Monday, March 28, 2011

communities pulled apart by surface tension


Freud again: the strongest urge to join a small community (200 or less). think about it. those old groups had to hunt and graze. no land supplied a large amount of fodder. besides, should the ensemble grow larger, some people start thinking they're better than others!

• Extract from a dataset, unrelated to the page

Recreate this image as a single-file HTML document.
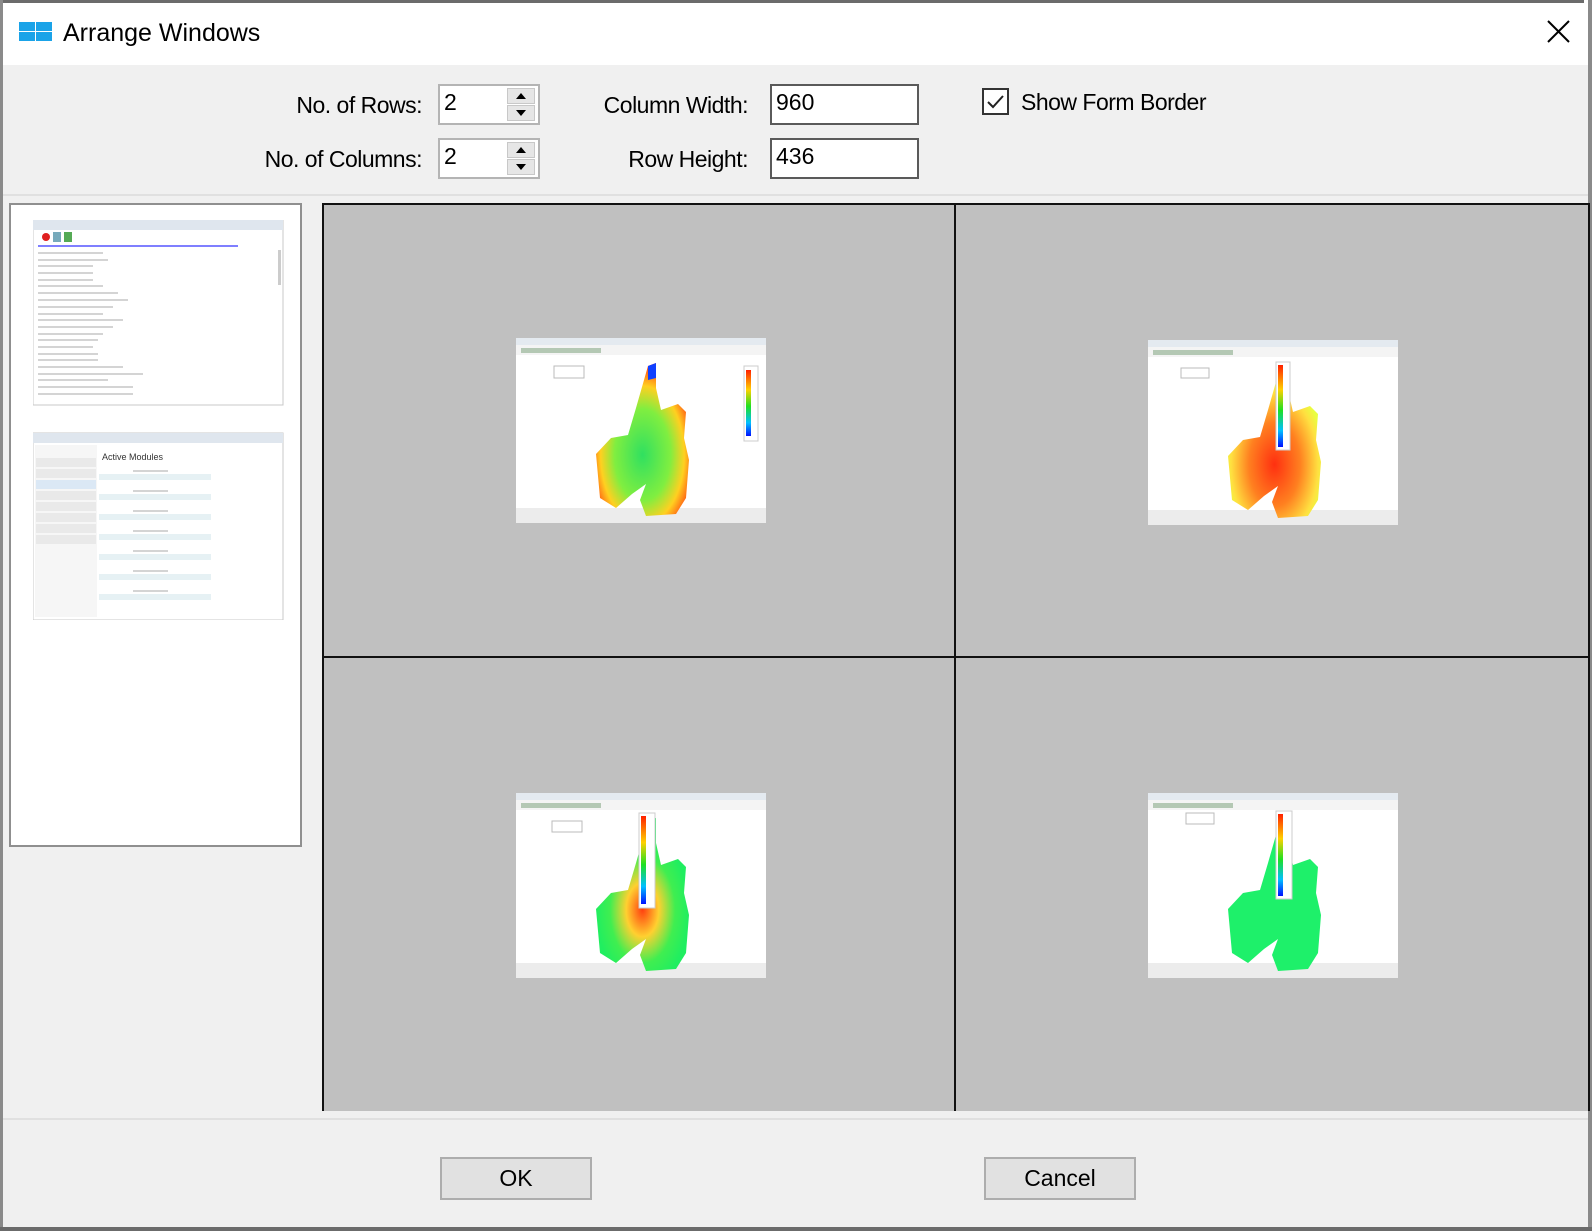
<!DOCTYPE html>
<html><head><meta charset="utf-8"><style>
*{margin:0;padding:0;box-sizing:border-box}
body{width:1592px;height:1231px;background:#fff;position:relative;overflow:hidden;font-family:"Liberation Sans",sans-serif;color:#000}
.a{position:absolute}
.lbl{position:absolute;font-size:23px;letter-spacing:-0.5px;text-align:right;line-height:26px}
.spin{position:absolute;background:#fff;border:2px solid #b4b4b4;}
.spin span{position:absolute;left:4px;top:3px;font-size:23px}
.sb{position:absolute;right:3px;width:28px;height:16px;background:#e6e6e6;border:1px solid #c8c8c8}
.tb{position:absolute;background:#fff;border:2px solid #5a5a5a}
.tb span{position:absolute;left:4px;top:3px;font-size:23px}
.btn{position:absolute;background:#e1e1e1;border:2px solid #adadad;font-size:23px;text-align:center;line-height:39px}
.th{position:absolute;width:250px;height:185px}
</style></head><body>
<div class="a" style="left:0;top:0;width:1584px;height:3px;background:#6b6b6b"></div>
<div class="a" style="left:0;top:0;width:3px;height:1231px;background:#8a8a8a"></div>
<div class="a" style="left:1588px;top:0;width:4px;height:1231px;background:#8a8a8a"></div>
<div class="a" style="left:0;top:1227px;width:1592px;height:4px;background:#6b6b6b"></div>
<div class="a" style="left:3px;top:3px;width:1585px;height:62px;background:#fff"></div>
<div class="a" style="left:19px;top:22px;width:16px;height:9px;background:#1aa3e8"></div>
<div class="a" style="left:36px;top:22px;width:16px;height:9px;background:#1aa3e8"></div>
<div class="a" style="left:19px;top:32px;width:16px;height:9px;background:#1aa3e8"></div>
<div class="a" style="left:36px;top:32px;width:16px;height:9px;background:#1aa3e8"></div>
<div class="a" style="left:63px;top:19px;font-size:25px;letter-spacing:0px">Arrange Windows</div>
<svg class="a" style="left:1546px;top:20px" width="26" height="24"><path d="M2 1 L23 22 M23 1 L2 22" stroke="#000" stroke-width="2"/></svg>
<div class="a" style="left:3px;top:65px;width:1585px;height:1162px;background:#f0f0f0"></div>
<div class="a" style="left:3px;top:194px;width:1585px;height:2px;background:#e0e0e0"></div>
<div class="lbl" style="left:200px;top:92px;width:222px">No. of Rows:</div>
<div class="lbl" style="left:200px;top:146px;width:222px">No. of Columns:</div>
<div class="spin" style="left:438px;top:84px;width:102px;height:41px"><span>2</span>
<div class="sb" style="top:2px"><svg width="26" height="14"><path d="M8 10 L18 10 L13 4Z" fill="#000"/></svg></div>
<div class="sb" style="top:19px"><svg width="26" height="14"><path d="M8 4 L18 4 L13 10Z" fill="#000"/></svg></div></div>
<div class="spin" style="left:438px;top:138px;width:102px;height:41px"><span>2</span>
<div class="sb" style="top:2px"><svg width="26" height="14"><path d="M8 10 L18 10 L13 4Z" fill="#000"/></svg></div>
<div class="sb" style="top:19px"><svg width="26" height="14"><path d="M8 4 L18 4 L13 10Z" fill="#000"/></svg></div></div>
<div class="lbl" style="left:560px;top:92px;width:188px">Column Width:</div>
<div class="lbl" style="left:560px;top:146px;width:188px">Row Height:</div>
<div class="tb" style="left:770px;top:84px;width:149px;height:41px"><span>960</span></div>
<div class="tb" style="left:770px;top:138px;width:149px;height:41px"><span>436</span></div>
<div class="a" style="left:982px;top:88px;width:27px;height:27px;border:2px solid #333;background:#fff"></div>
<svg class="a" style="left:982px;top:88px" width="27" height="27"><path d="M6 14 L11 19 L21 8" stroke="#222" stroke-width="2" fill="none"/></svg>
<div class="a" style="left:1021px;top:89px;font-size:23px;letter-spacing:-0.5px">Show Form Border</div>
<div class="a" style="left:9px;top:203px;width:293px;height:644px;background:#fff;border:2px solid #8f8f8f"></div>
<svg class="a" style="left:33px;top:220px" width="252" height="400">
<rect x="0" y="0" width="250" height="185" fill="#fff" stroke="#c8c8c8"/>
<rect x="0" y="0" width="250" height="10" fill="#dfe6ee"/>
<circle cx="13" cy="17" r="4" fill="#e02020"/><rect x="20" y="12" width="8" height="10" fill="#7ab"/><rect x="31" y="12" width="8" height="10" fill="#5a5"/>
<line x1="5" y1="26" x2="205" y2="26" stroke="#55f" stroke-width="1.5"/>
<g stroke="#bbb" stroke-width="1.2">
<line x1="5" y1="33" x2="70" y2="33"/><line x1="5" y1="40" x2="75" y2="40"/><line x1="5" y1="46" x2="60" y2="46"/><line x1="5" y1="53" x2="60" y2="53"/><line x1="5" y1="60" x2="60" y2="60"/><line x1="5" y1="66" x2="70" y2="66"/><line x1="5" y1="73" x2="85" y2="73"/><line x1="5" y1="80" x2="95" y2="80"/><line x1="5" y1="87" x2="80" y2="87"/><line x1="5" y1="94" x2="70" y2="94"/><line x1="5" y1="100" x2="90" y2="100"/><line x1="5" y1="107" x2="80" y2="107"/><line x1="5" y1="114" x2="70" y2="114"/><line x1="5" y1="120" x2="65" y2="120"/><line x1="5" y1="127" x2="60" y2="127"/><line x1="5" y1="134" x2="65" y2="134"/><line x1="5" y1="140" x2="65" y2="140"/><line x1="5" y1="147" x2="90" y2="147"/><line x1="5" y1="154" x2="110" y2="154"/><line x1="5" y1="160" x2="75" y2="160"/><line x1="5" y1="167" x2="100" y2="167"/><line x1="5" y1="174" x2="100" y2="174"/></g>
<rect x="245" y="30" width="3" height="35" fill="#ccc"/>
<g transform="translate(0,213)">
<rect x="0" y="0" width="250" height="187" fill="#fff" stroke="#c8c8c8"/>
<rect x="0" y="0" width="250" height="10" fill="#dfe6ee"/>
<rect x="2" y="12" width="62" height="172" fill="#f6f6f6"/>
<g fill="#e9e9e9"><rect x="3" y="25" width="60" height="9"/><rect x="3" y="36" width="60" height="9"/><rect x="3" y="47" width="60" height="9" fill="#dbe8f5"/><rect x="3" y="58" width="60" height="9"/><rect x="3" y="69" width="60" height="9"/><rect x="3" y="80" width="60" height="9"/><rect x="3" y="91" width="60" height="9"/><rect x="3" y="102" width="60" height="9"/></g>
<text x="69" y="27" font-size="9" font-family="Liberation Sans" fill="#333">Active Modules</text>
<g fill="#e6f1f4"><rect x="66" y="41" width="112" height="6"/><rect x="66" y="61" width="112" height="6"/><rect x="66" y="81" width="112" height="6"/><rect x="66" y="101" width="112" height="6"/><rect x="66" y="121" width="112" height="6"/><rect x="66" y="141" width="112" height="6"/><rect x="66" y="161" width="112" height="6"/></g>
<g stroke="#aaa"><line x1="100" y1="38" x2="135" y2="38"/><line x1="100" y1="58" x2="135" y2="58"/><line x1="100" y1="78" x2="135" y2="78"/><line x1="100" y1="98" x2="135" y2="98"/><line x1="100" y1="118" x2="135" y2="118"/><line x1="100" y1="138" x2="135" y2="138"/><line x1="100" y1="158" x2="135" y2="158"/></g>
</g></svg>
<div class="a" style="left:322px;top:203px;width:1268px;height:908px;background:#c0c0c0;border:2px solid #111;border-bottom:none;border-right:2px solid #111"></div>
<div class="a" style="left:954px;top:203px;width:2px;height:908px;background:#111"></div>
<div class="a" style="left:322px;top:656px;width:1268px;height:2px;background:#111"></div>
<div class="a" style="left:3px;top:1118px;width:1585px;height:2px;background:#e0e0e0"></div>
<svg width="0" height="0" style="position:absolute"><defs>
<radialGradient id="g1" cx="0.5" cy="0.6" r="0.6"><stop offset="0" stop-color="#30e060"/><stop offset="0.5" stop-color="#80ee40"/><stop offset="0.75" stop-color="#ffd020"/><stop offset="1" stop-color="#ff3010"/></radialGradient>
<radialGradient id="g2" cx="0.5" cy="0.65" r="0.55"><stop offset="0" stop-color="#ff3010"/><stop offset="0.5" stop-color="#ff8020"/><stop offset="0.85" stop-color="#ffe040"/><stop offset="1" stop-color="#e8ff40"/></radialGradient>
<radialGradient id="g3" cx="0.5" cy="0.6" r="0.5"><stop offset="0" stop-color="#ff4010"/><stop offset="0.35" stop-color="#ffd030"/><stop offset="0.7" stop-color="#40ee50"/><stop offset="1" stop-color="#20ee60"/></radialGradient>
<linearGradient id="cb" x1="0" y1="0" x2="0" y2="1"><stop offset="0" stop-color="#ff2000"/><stop offset="0.3" stop-color="#ffd000"/><stop offset="0.55" stop-color="#20e020"/><stop offset="0.8" stop-color="#00c0ff"/><stop offset="1" stop-color="#0010ff"/></linearGradient>
<symbol id="fr" viewBox="0 0 250 185"><rect x="0" y="0" width="250" height="185" fill="#fff"/><rect x="0" y="0" width="250" height="7" fill="#e4eaf0"/><rect x="0" y="7" width="250" height="10" fill="#f4f4f4"/><g fill="#8a8"><rect x="5" y="10" width="80" height="5" opacity=".6"/></g><rect x="0" y="170" width="250" height="15" fill="#ececec"/></symbol>
<path id="bl" d="M132 28 L140 25 L140 50 L145 72 L162 66 L170 74 L168 100 L173 122 L170 160 L160 176 L130 178 L124 162 L130 146 L116 156 L100 170 L84 160 L80 116 L95 100 L112 97 L120 70 Z"/>
</defs></svg>
<svg class="th" style="left:516px;top:338px" viewBox="0 0 250 185"><use href="#fr"/><use href="#bl" fill="url(#g1)"/><path d="M132 28 L140 25 L140 40 L132 42Z" fill="#1040ff"/><rect x="38" y="28" width="30" height="12" fill="#fff" stroke="#bbb"/><rect x="228" y="28" width="14" height="75" fill="#fff" stroke="#ccc"/><rect x="230" y="32" width="5" height="66" fill="url(#cb)"/></svg>
<svg class="th" style="left:1148px;top:340px" viewBox="0 0 250 185"><use href="#fr"/><use href="#bl" fill="url(#g2)"/><rect x="33" y="28" width="28" height="10" fill="#fff" stroke="#bbb"/><rect x="128" y="22" width="14" height="88" fill="#fff" stroke="#ccc"/><rect x="130" y="25" width="5" height="82" fill="url(#cb)"/></svg>
<svg class="th" style="left:516px;top:793px" viewBox="0 0 250 185"><use href="#fr"/><use href="#bl" fill="url(#g3)"/><rect x="36" y="28" width="30" height="11" fill="#fff" stroke="#bbb"/><rect x="123" y="20" width="16" height="95" fill="#fff" stroke="#ccc"/><rect x="125" y="23" width="5" height="88" fill="url(#cb)"/></svg>
<svg class="th" style="left:1148px;top:793px" viewBox="0 0 250 185"><use href="#fr"/><use href="#bl" fill="#1ef06a"/><rect x="38" y="20" width="28" height="11" fill="#fff" stroke="#bbb"/><rect x="128" y="18" width="16" height="88" fill="#fff" stroke="#ccc"/><rect x="130" y="21" width="5" height="82" fill="url(#cb)"/></svg>
<div class="btn" style="left:440px;top:1157px;width:152px;height:43px">OK</div>
<div class="btn" style="left:984px;top:1157px;width:152px;height:43px">Cancel</div>
</body></html>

my thoughts on the subject revived while taking pictures of this co-housing's fifteenth milestone celebration. www.pbase.com/wwp/circle . and remembering those places i'd been where for a moment people unified in a common endeavor. early in the seventies, all those young lookouts drove once a week for hours to get-together, roast corn, and sing songs. here's a piece of one i wrote:


I like to lay around in the sun,

even if my work doesn't get done,

sip my beer through a straw,

i even eat my beefsteaks raw.


Lethargy, lethargy,

good old fashioned lethargy.


not great literature, but fun at the time. (lyrics have to be loose to allow music to enter in.). and it probably fit those twenty-somethings back from the peace corps, or just out of college, waiting for life to begin. alas, that did happen. they drifted apart with the wind into babies and houses and substantial careers.


at the university of california santa cruz, one particular class held together by theater, dance and music. graduation and they headed for seattle and new york, fortune and fame.


or the sixties expatriates in lindos on the island rhodes, drinking kos wine, making love, dancing. mail shouted out at the post-office. ROBIN QUEST. JUNIOR MOTTA. HEATHER GORP. ah, but we all grew tired of too much beauty. i headed for a dark apartment in berlin. so much for swimming naked while the phosphorescence flashed around us.


pieter bruegel captured it with his icarus crashing into the sea, everyone oblivious and working at their everyday tasks. without even knowing it we find a home only to leave it not much later, our wings melted by the sun.